A Merkle tree provides a more sophisticated and efficient solution. Instead of hashing the whole package, you hash each individual file (the “leaves” of the tree). Then, you hash pairs of these hashes together, continuing up the tree until you have a single “Merkle root” hash. This root hash is what the publisher signs.
This approach offers significant advantages:
- Efficiency: To verify a single file, you only need its hash and the “sibling” hashes on its path up to the root. You don’t need to download or process the entire model.
- Parallelization: Hashes for individual files can be computed in parallel, speeding up verification for large models.

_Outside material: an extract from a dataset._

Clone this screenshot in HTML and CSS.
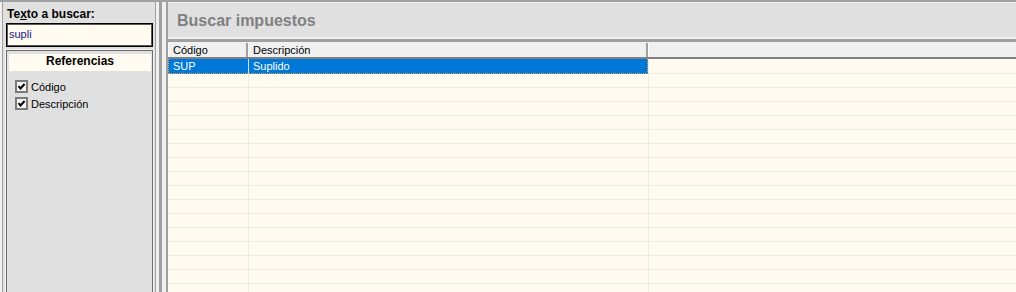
FILE: index.html
```html
<!DOCTYPE html>
<html lang="es">
<head>
    <meta charset="UTF-8">
    <meta name="viewport" content="width=device-width, initial-scale=1.0">
    <title>Buscar impuestos</title>
    <link rel="stylesheet" href="styles.css">
</head>
<body>

<div class="window">
    <aside class="search-panel">
        <label class="search-label" for="searchText">Te<u>x</u>to a buscar:</label>
        <input type="text" id="searchText" class="search-input" value="supli">

        <div class="refs">
            <div class="refs-title">Referencias</div>
            <label class="check">
                <svg class="check-box" width="13" height="13" viewBox="0 0 13 13">
                    <rect x="1" y="1" width="11" height="11" fill="#f4f4f4" stroke="#7a7a7a" stroke-width="2"/>
                    <path d="M3.5 6.2 L5.5 8.4 L9.6 4" fill="none" stroke="#000" stroke-width="2"/>
                </svg>
                Código
            </label>
            <label class="check">
                <svg class="check-box" width="13" height="13" viewBox="0 0 13 13">
                    <rect x="1" y="1" width="11" height="11" fill="#f4f4f4" stroke="#7a7a7a" stroke-width="2"/>
                    <path d="M3.5 6.2 L5.5 8.4 L9.6 4" fill="none" stroke="#000" stroke-width="2"/>
                </svg>
                Descripción
            </label>
        </div>
    </aside>

    <div class="splitter"></div>

    <main class="results">
        <div class="results-title">Buscar impuestos</div>
        <div class="results-sep"></div>

        <div class="grid">
            <div class="grid-head">
                <div>Código</div>
                <div>Descripción</div>
                <div class="cell-fill"></div>
            </div>

            <div class="grid-row selected">
                <div class="cell-code">SUP</div>
                <div class="cell-desc">Suplido</div>
                <div class="cell-fill"></div>
            </div>

            <!-- empty rows -->
            <div class="grid-row"><div class="cell-code"></div><div class="cell-desc"></div><div class="cell-fill"></div></div>
            <div class="grid-row"><div class="cell-code"></div><div class="cell-desc"></div><div class="cell-fill"></div></div>
            <div class="grid-row"><div class="cell-code"></div><div class="cell-desc"></div><div class="cell-fill"></div></div>
            <div class="grid-row"><div class="cell-code"></div><div class="cell-desc"></div><div class="cell-fill"></div></div>
            <div class="grid-row"><div class="cell-code"></div><div class="cell-desc"></div><div class="cell-fill"></div></div>
            <div class="grid-row"><div class="cell-code"></div><div class="cell-desc"></div><div class="cell-fill"></div></div>
            <div class="grid-row"><div class="cell-code"></div><div class="cell-desc"></div><div class="cell-fill"></div></div>
            <div class="grid-row"><div class="cell-code"></div><div class="cell-desc"></div><div class="cell-fill"></div></div>
            <div class="grid-row"><div class="cell-code"></div><div class="cell-desc"></div><div class="cell-fill"></div></div>
            <div class="grid-row"><div class="cell-code"></div><div class="cell-desc"></div><div class="cell-fill"></div></div>
            <div class="grid-row"><div class="cell-code"></div><div class="cell-desc"></div><div class="cell-fill"></div></div>
            <div class="grid-row"><div class="cell-code"></div><div class="cell-desc"></div><div class="cell-fill"></div></div>
            <div class="grid-row"><div class="cell-code"></div><div class="cell-desc"></div><div class="cell-fill"></div></div>
            <div class="grid-row"><div class="cell-code"></div><div class="cell-desc"></div><div class="cell-fill"></div></div>
            <div class="grid-row"><div class="cell-code"></div><div class="cell-desc"></div><div class="cell-fill"></div></div>
            <div class="grid-row"><div class="cell-code"></div><div class="cell-desc"></div><div class="cell-fill"></div></div>
        </div>
    </main>
</div>

</body>
</html>
```

FILE: styles.css
```css
* {
    box-sizing: border-box;
}

html, body {
    margin: 0;
}

body {
    font-family: "Liberation Sans", Arial, sans-serif;
    font-size: 11px;
    color: #000;
    background: #f0f0f0;
    height: 292px;
    overflow: hidden;
    border-top: 2px solid #a0a0a0;
}

.window {
    display: flex;
    height: 290px;
}

/* left search panel */
.search-panel {
    width: 154px;
    margin-left: 2px;
    border-left: 1px solid #a0a0a0;
    border-right: 1px solid #a0a0a0;
    background: #e0e0e0;
    padding: 5px 2px 0 3px;
    display: flex;
    flex-direction: column;
    overflow: hidden;
}
.search-label {
    font-weight: bold;
    font-size: 12px;
    line-height: 14px;
    margin-left: 1px;
}
.search-input {
    margin-top: 2px;
    height: 24px;
    width: 100%;
    flex: none;
    border: 1px solid #000;
    box-shadow: inset 0 0 0 1px #5a5a5a;
    background: #fffbf0;
    font-family: "Liberation Sans", Arial, sans-serif;
    font-size: 11px;
    color: #202088;
    padding: 0 2px 3px;
    outline: none;
}
.refs {
    margin-top: 3px;
    margin-bottom: -4px;
    flex: 1;
    border: 1px solid #6b6b6b;
    box-shadow: 0 0 0 1px #f4f4f4;
    padding: 3px 1px 0 2px;
}
.refs-title {
    background: #fffbf0;
    text-align: center;
    font-weight: bold;
    font-size: 12px;
    line-height: 15px;
    padding-bottom: 2px;
    margin-bottom: 7px;
}
.check {
    display: flex;
    align-items: center;
    gap: 3px;
    height: 17px;
    margin-left: 6px;
}
.check-box {
    flex: none;
}

/* splitter */
.splitter {
    width: 3px;
    margin: 0 4px 0 3px;
    background: #a0a0a0;
}

/* results */
.results {
    flex: 1;
    min-width: 0;
    border-left: 2px solid #a0a0a0;
    display: flex;
    flex-direction: column;
}
.results-title {
    flex: none;
    height: 37px;
    border-top: 1px solid #f0f0f0;
    border-bottom: 2px solid #f0f0f0;
    background: #e0e0e0;
    color: #808080;
    font-weight: bold;
    font-size: 16px;
    line-height: 36px;
    padding-left: 9px;
    overflow: hidden;
}
.results-sep {
    flex: none;
    height: 3px;
    background: #a0a0a0;
}
.grid {
    flex: 1;
    min-height: 0;
    overflow: hidden;
    background: #fffbf0;
    border-top: 1px solid #f0f0f0;
}
.grid-head {
    display: grid;
    grid-template-columns: 80px 400px 1fr;
    height: 16px;
    background: #f0f0f0;
    border-bottom: 2px solid #808080;
}
.grid-head div {
    border-left: 1px solid #fff;
    border-right: 2px solid #a0a0a0;
    padding: 1px 0 0 4px;
    line-height: 13px;
}
.grid-head .cell-fill {
    border-right: none;
}
.grid-row {
    display: grid;
    grid-template-columns: 80px 400px 1fr;
    height: 14px;
    border-bottom: 1px solid #eeebe3;
    line-height: 13px;
}
.grid-row .cell-code {
    padding-left: 5px;
}
.grid-row .cell-desc {
    padding-left: 4px;
    border-left: 1px solid #eeebe3;
}
.grid-row .cell-fill {
    border-left: 1px solid #eeebe3;
}

/* selected row with focus rectangle */
.grid-row.selected {
    height: 15px;
    line-height: 14px;
}
.grid-row.selected .cell-code,
.grid-row.selected .cell-desc {
    background: #0078d7;
    color: #fff;
    border-bottom: 1px dotted #f3a13a;
}
.grid-row.selected .cell-code {
    border-left: 1px dotted #f3a13a;
    padding-left: 4px;
}
.grid-row.selected .cell-desc {
    border-left-color: #cfe0f0;
    border-right: 1px dotted #f3a13a;
}
```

- Precise Tamper Detection: If verification fails, the Merkle path check will pinpoint exactly which file has been compromised.
Architectural Integration
Implementing these checks requires integrating them into your model consumption workflow, typically within your MLOps pipeline or just before model loading in production.
Secure Model Loading Workflow
- Fetch Manifest: Retrieve a signed manifest file from the model registry. This manifest contains the list of model files and their corresponding hashes (or a Merkle root).
- Verify Manifest Signature: Use the publisher’s public key to verify the signature of the manifest itself. If this fails, the entire process is aborted.
- Fetch Model Files: Download the individual model component files as listed in the trusted manifest.
- Verify File Integrity: For each file, calculate its hash and check it against the value in the manifest. In a Merkle tree system, you would reconstruct and verify the Merkle root.
- Load Model: Only if all checks pass, proceed to load the model into memory for inference. Any failure at any step should trigger a critical security alert.
This structured, multi-stage verification process ensures that you are not just checking a blob of data, but are validating a trusted, authenticated, and internally consistent collection of artifacts before they are ever executed.